这段话表明闫沛东的墓志知识太差。先说“墓志应在墓内发现”这句话。《鲁潜墓志》确实是在黄土中发现的,并非从鲁潜墓内所出。《鲁潜墓志》不在墓中,原因可以是多方面的。我在以前的文章中曾推测为古代的盗墓贼盗出,那时不知道墓志能卖钱,因墓志太小(长约一尺,宽约20厘米),无用途,所以弃置一边。历时久远,故被黄土所埋。又曾推测是历代修渠挖沟,将鲁潜墓破坏了。运出的土又将墓志埋了。这后一种推测可能性极大,因西高穴附近确有几条深沟,其西北地就有很长的一段。东魏天平年间在此开挖了天平渠,后世多有重修。直到民国时期,还曾重新修渠挖沟。所以,很可能是修渠挖沟把墓志埋入了土中。闫沛东没看地形和土层,就说是今人造假所埋。作为一名研究人员,我曾细察过鲁潜墓志,根本看不到任何今人造假痕迹。
再说“墓志不记载墓主人生平事迹”。《鲁潜墓志》确实没有详细记载鲁潜生平事迹,但记载着鲁潜生前的职务等内容。不详细记载墓主人生平事迹的墓志多有所见,如北齐皇帝高洋夫人颜玉光墓志就只有寥寥数语,而无生平事迹。况且在东汉时,墓中有墓志者极少。到南北朝时才大量出现,志文也长,多数记有生平事迹。魏晋时的墓志还不完善,与南北朝时期的墓志比较起来不是缺这项,就是缺那项。后赵《鲁潜墓志》未记鲁潜生平事迹是很正常的,谁也没有规定后赵的墓志必须记墓主人生平事迹。据此,岂能证明《鲁潜墓志》是造假的?
最后谈谈闫先生所说的《鲁潜墓志》“竟强调该墓位置在何处”。我建议他不妨翻开赵超著的《汉魏南北朝墓志汇编》,或者罗振玉的《邺下冢墓遗文》,其中绝大多数的墓志都记载着墓葬的具体位置,鲁潜墓志自然也不例外,所以记载墓葬的具体位置是再正常不过的事。闫先生说这是“亘古未有”,实乃少见多怪!——看来闫先生真的很需要补补墓志知识这一课,建议他认真读一下《汉魏南北朝墓志汇编》、《邺下冢墓遗文》和《安阳县金石录》等文献资料。

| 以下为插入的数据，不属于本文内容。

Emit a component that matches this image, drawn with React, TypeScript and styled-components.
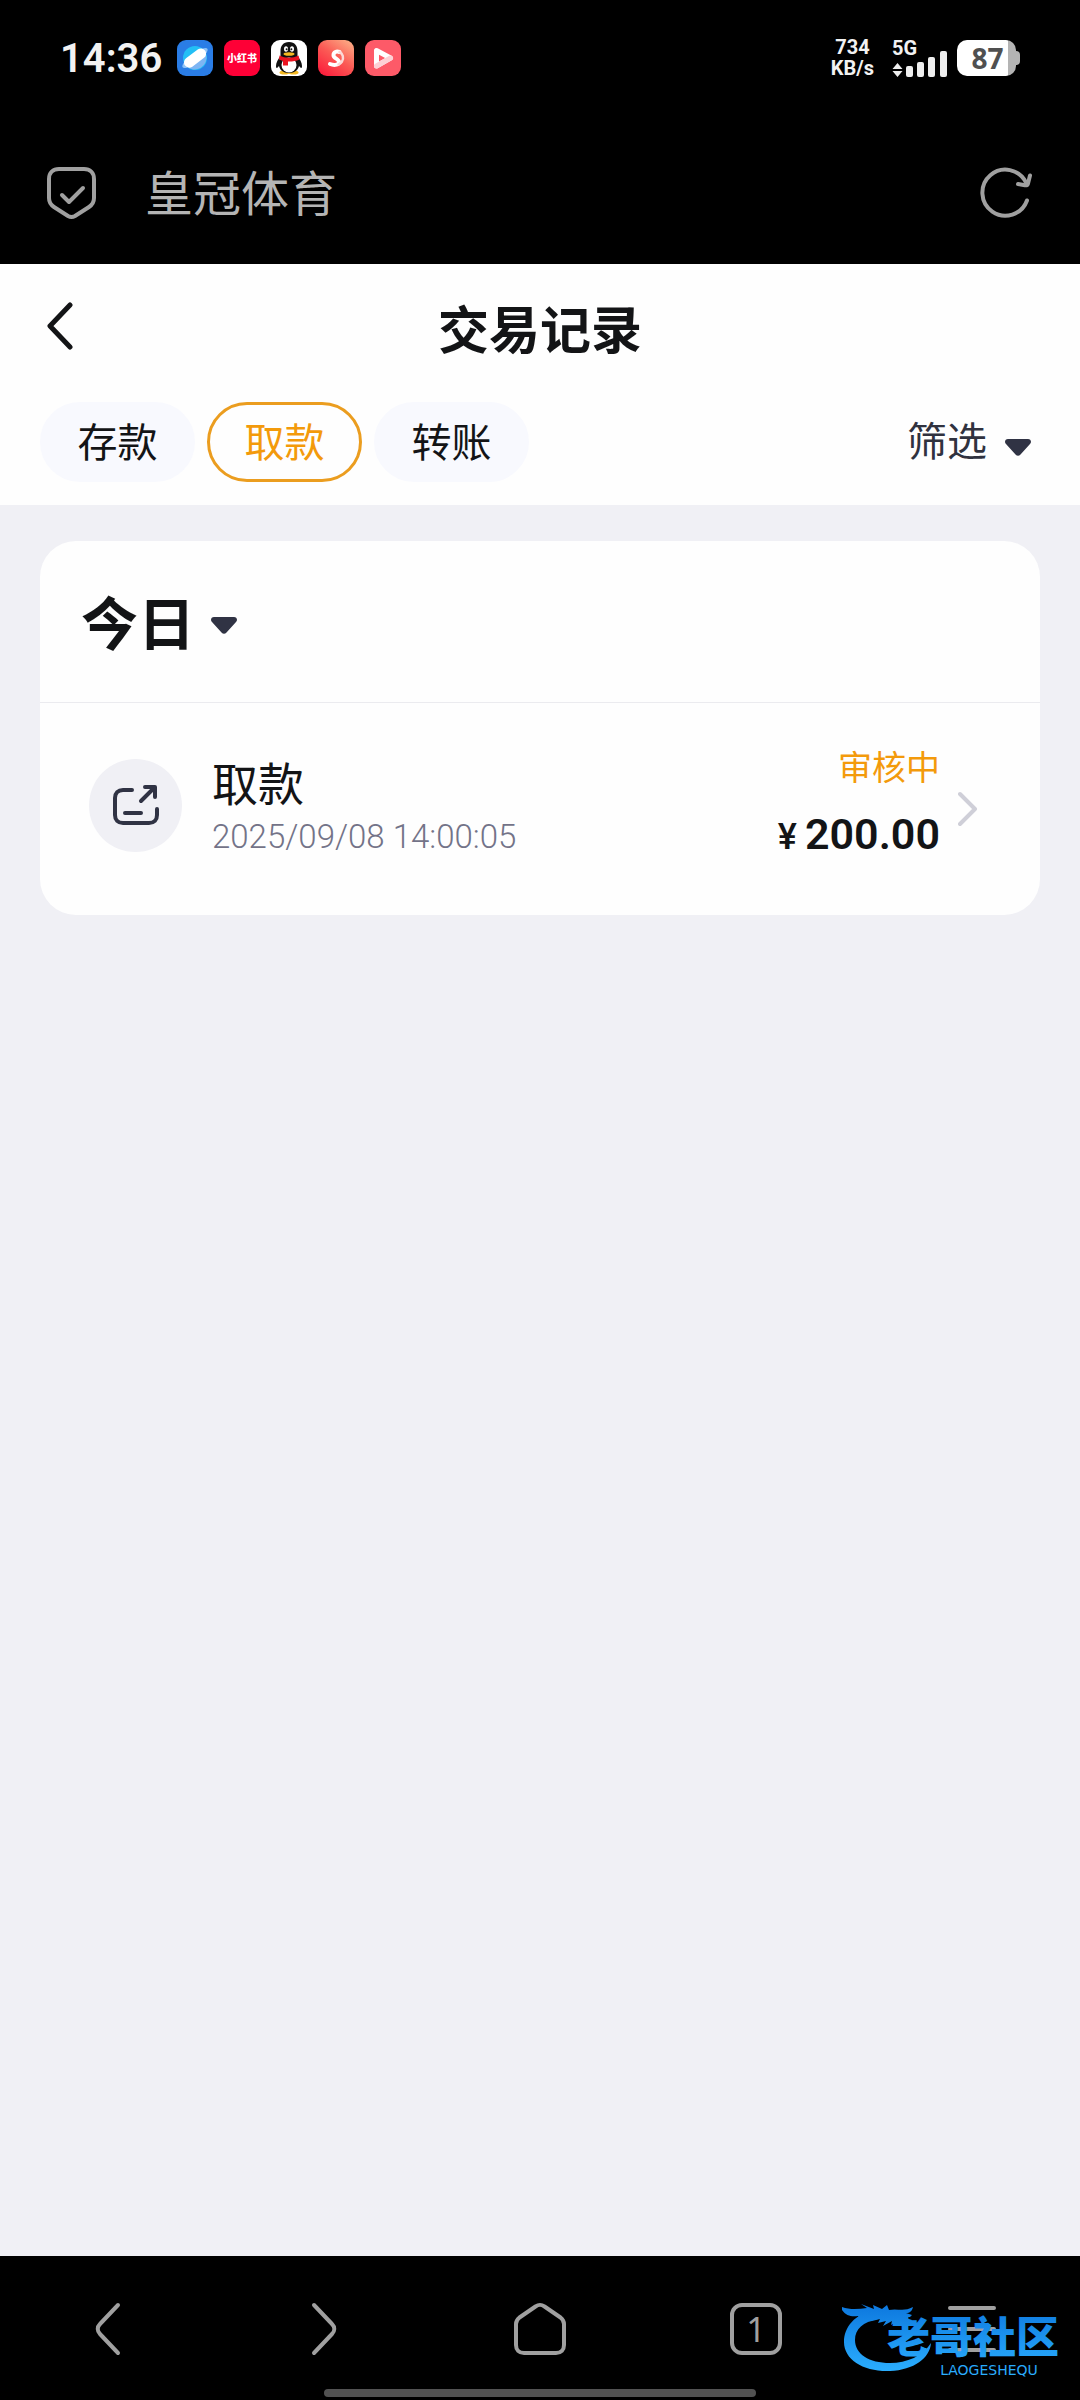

总之,闫沛东先生的大作中问题太多,需要批驳的地方比比皆是。而我又很不明白:像这样顶着“联合国世界新经济(中国)研究会秘书长”、“《中国文化发展内参》执行总编”、“中国三国文化研究中心顾问”三个大头衔的人物,为何撰写出的文章却充斥着片面、猜测和荒谬!据他自己说,他是搞旅游业的,我觉得他倒不如规规矩矩做个旅游商人,学术游戏可不是好玩的,弄不好会落个身败名裂的可悲下场!